In the last decade, due to the rapid development of digital devices, Internet bandwidth and social networks, an enormous amount of multimedia data have been created in the WWW (World Wide Web). According to the publicly available statistics, more than 400 hours of video are uploaded to YouTube every minute [You18]. 350 million photos are uploaded to Facebook every day [Fac18]; By 2021, video traffic is expected to make up more than 82% of all consumer Internet traffic [Cis17]. There is thus a pressing need to develop automated technologies for analyzing and indexing those “big multimedia data” more accurately and efficiently. One of the current approaches is Deep Learning. This method is recognized as a particularly efficient machine learning method for multimedia data.
Deep learning (DL) is a sub-field of Machine Learning and Artificial Intelligence, and is based on a set of algorithms that attempt to learn representations of data and model their high-level abstractions. Since 2006 DL has attracted more and more attention in both academia and industry. Recently DL has produced break-record results in a broad range of areas, such as beating human in strategic game systems like Go (Googles AlphaGo [SSS + 17]), autonomous driving [BDTD + 16], and achieving dermatologist-level classification of skin cancer [EKN + 17], etc.
In this Habilitationsschrift, I mainly address the following research problems: Nature scene text detection and recognition with deep learning. In this work, we developed two automatic scene text recognition systems: SceneTextReg [YWBM16] and SEE [BYM18] by following the supervised and semi-supervised processing scheme, respectively. We designed novel neural network architectures and achieved promising results in both recognition accuracy and efficiency.

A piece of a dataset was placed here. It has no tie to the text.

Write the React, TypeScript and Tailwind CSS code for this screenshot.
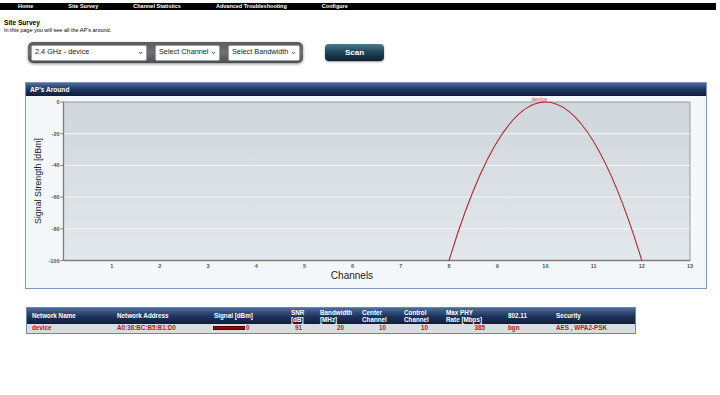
const navItems = ["Home", "Site Survey", "Channel Statistics", "Advanced Troubleshooting", "Configure"];

const yTicks = [0, -20, -40, -60, -80, -100];
const plot = { left: 63.5, right: 690, top: 102, bottom: 260.5 };

function yPos(v: number) {
  return plot.top + ((0 - v) / 100) * (plot.bottom - plot.top);
}
function xPos(ch: number) {
  return plot.left + (ch / 13) * (plot.right - plot.left);
}

function SelectBox({ label, width }: { label: string; width: string }) {
  return (
    <div className={`${width} h-[16px] bg-white border border-[#9aa0a6] rounded-[2px] flex items-center justify-between pl-[3px] pr-[3px] text-[7.3px] text-[#222]`}>
      <span>{label}</span>
      <svg width="5" height="4" viewBox="0 0 5 4">
        <path d="M0.8 1 L2.5 2.7 L4.2 1" fill="none" stroke="#333" strokeWidth="0.9" />
      </svg>
    </div>
  );
}

function Chart() {
  // the svg is drawn in page coordinates, shifted by the panel body origin
  return (
    <svg width="680" height="192" viewBox="26 96 680 192" className="block">
      <defs>
        <linearGradient id="plotbg" x1="0" y1="0" x2="0" y2="1">
          <stop offset="0" stopColor="#cfd6dc" />
          <stop offset="1" stopColor="#e3e8ec" />
        </linearGradient>
      </defs>
      <rect x={plot.left} y={plot.top} width={plot.right - plot.left} height={plot.bottom - plot.top} fill="url(#plotbg)" stroke="#9a9a9a" strokeWidth="1" />
      {yTicks.slice(1, 5).map((v) => (
        <line key={v} x1={plot.left} x2={plot.right} y1={yPos(v)} y2={yPos(v)} stroke="#f4f6f8" strokeWidth="1" />
      ))}
      <line x1={plot.left} x2={plot.left} y1={plot.top} y2={plot.bottom} stroke="#7c7c7c" strokeWidth="1.3" />
      <line x1={plot.left} x2={plot.right} y1={plot.bottom} y2={plot.bottom} stroke="#7c7c7c" strokeWidth="1.3" />
      {yTicks.map((v) => (
        <g key={v}>
          <line x1={plot.left - 3} x2={plot.left} y1={yPos(v)} y2={yPos(v)} stroke="#7c7c7c" strokeWidth="1" />
          <text x={plot.left - 4} y={yPos(v) + 2} textAnchor="end" fontSize="5.5" fill="#555" fontWeight="bold">{v}</text>
        </g>
      ))}
      {Array.from({ length: 13 }, (_, i) => i + 1).map((c) => (
        <text key={c} x={xPos(c)} y={268} textAnchor="middle" fontSize="5.5" fill="#555" fontWeight="bold">{c}</text>
      ))}
      <text x={352} y={279} textAnchor="middle" fontSize="10" fill="#222">Channels</text>
      <text x={0} y={0} transform="translate(41,181) rotate(-90)" textAnchor="middle" fontSize="9.5" textLength="86" lengthAdjust="spacingAndGlyphs" fill="#222">Signal Strength [dBm]</text>
      <path d={`M${xPos(8)} ${plot.bottom} Q${xPos(10)} ${2 * plot.top - plot.bottom} ${xPos(12)} ${plot.bottom}`} fill="none" stroke="#b5262b" strokeWidth="1.1" />
      <text x={xPos(10) - 6} y={101} textAnchor="middle" fontSize="5.5" fill="#c0454a">device</text>
    </svg>
  );
}

const headerCells: { label: string[]; w: string }[] = [
  { label: ["Network Name"], w: "w-[85px]" },
  { label: ["Network Address"], w: "w-[97px]" },
  { label: ["Signal [dBm]"], w: "w-[77px]" },
  { label: ["SNR", "[dB]"], w: "w-[29px]" },
  { label: ["Bandwidth", "[MHz]"], w: "w-[42px]" },
  { label: ["Center", "Channel"], w: "w-[42px]" },
  { label: ["Control", "Channel"], w: "w-[42px]" },
  { label: ["Max PHY", "Rate [Mbps]"], w: "w-[62px]" },
  { label: ["802.11"], w: "w-[48px]" },
  { label: ["Security"], w: "flex-1" },
];

export default function App() {
  return (
    <div className="w-[720px] h-[395px] bg-white overflow-hidden" style={{ fontFamily: '"Liberation Sans", Arial, sans-serif' }}>
      {/* top menu */}
      <div className="pt-[3px]">
        <div className="w-[716px] h-[7px] bg-black flex items-center gap-[35px] pl-[18px] text-[5.5px] font-bold text-white leading-none">
          {navItems.map((n) => (
            <span key={n}>{n}</span>
          ))}
        </div>
      </div>

      <div className="pl-[4px] pt-[9px]">
        <div className="text-[6.6px] font-bold leading-[8px] text-black">Site Survey</div>
        <div className="text-[5.5px] leading-[7px] text-black">In this page you will see all the AP's around.</div>
      </div>

      {/* selectors */}
      <div className="flex items-center pl-[28px] pt-[8px]">
        <div className="w-[275px] h-[21px] rounded-[5px] bg-gradient-to-b from-[#5a5c60] via-[#6e7074] to-[#4c4e52] shadow-[0_1px_3px_rgba(0,0,0,0.45)] flex items-center pl-[3px] gap-[8px]">
          <SelectBox label="2.4 GHz - device" width="w-[116px]" />
          <SelectBox label="Select Channel" width="w-[65px]" />
          <SelectBox label="Select Bandwidth" width="w-[72px]" />
        </div>
        <div className="ml-[22px] w-[59px] h-[17px] rounded-[4px] bg-gradient-to-b from-[#4a7b90] via-[#1f4459] to-[#0e2030] shadow-[0_1px_2px_rgba(0,0,0,0.4)] flex items-center justify-center text-white font-bold text-[8px]">
          Scan
        </div>
      </div>

      {/* AP's Around */}
      <div className="ml-[25px] mt-[19px] w-[682px] border border-[#7e97bd]">
        <div className="h-[13px] bg-gradient-to-b from-[#4d6c9b] via-[#1f3660] to-[#0f1d3a] text-white font-bold text-[6.6px] flex items-center pl-[4px]">
          AP's Around
        </div>
        <div className="bg-[#f5f8fa] h-[192px]">
          <Chart />
        </div>
      </div>

      {/* table */}
      <div className="ml-[26px] mt-[18px] w-[610px] border border-[#6b86b0]">
        <div className="h-[16px] bg-gradient-to-b from-[#4d6c9b] via-[#1f3660] to-[#0f1d3a] flex items-center text-white font-bold text-[6.3px] leading-[7.5px]">
          {headerCells.map((h, i) => (
            <div key={i} className={`${h.w} pl-[5px]`}>
              {h.label.map((l) => (
                <div key={l}>{l}</div>
              ))}
            </div>
          ))}
        </div>
        <div className="h-[9px] bg-[#d9dde2] flex items-center text-[#b3191e] font-bold text-[6.3px] leading-none">
          <div className="w-[85px] pl-[5px]">device</div>
          <div className="w-[97px] pl-[5px]">A0:36:BC:B5:B1:D0</div>
          <div className="w-[77px] pl-[4px] flex items-center">
            <div className="w-[32px] h-[4px] bg-[#8a0a0a] border border-[#5a0000]" />
            <span className="ml-[1px]">0</span>
          </div>
          <div className="w-[29px] text-right pr-[13px]">91</div>
          <div className="w-[42px] text-right pr-[13px]">20</div>
          <div className="w-[42px] text-right pr-[13px]">10</div>
          <div className="w-[42px] text-right pr-[13px]">10</div>
          <div className="w-[62px] text-right pr-[18px]">385</div>
          <div className="w-[48px] pl-[5px]">bgn</div>
          <div className="flex-1 pl-[5px]">AES , WPA2-PSK</div>
        </div>
      </div>
    </div>
  );
}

Deep representation learning for multimodal data. We studied two sub-topics: visual-textual feature fusion in multimodal and cross-modal document retrieval task [WYM16a]; Visual-language feature learning with its use case image captioning. The developed captioning model is robust to generate the new sentence descriptions for a given image in a very efficient way [WYBM16, WYM18].
We developed BMXNet, an open-source Binary Neural Network (BNN) implementation based on the well-known deep learning framework Apache MXNet [CLL + 15]. We further conducted an extensive study on training strategy and executive efficiency of BNN on image classification task. We showed meaningful scientific insights and made our models and codes publicly available; these can serve as a solid foundation for the future research work.
Operability and accuracy of all proposed methods have been evaluated using publicly available benchmark data sets. While designing and developing theoretical algorithms, we also work on exploring how to apply these algorithms to practical applications. We investigated the applicability of two use cases, namely automatic online lecture analysis and medical image segmentation. The result demonstrates that such techniques might significantly impact or even subvert traditional industries and our daily lives.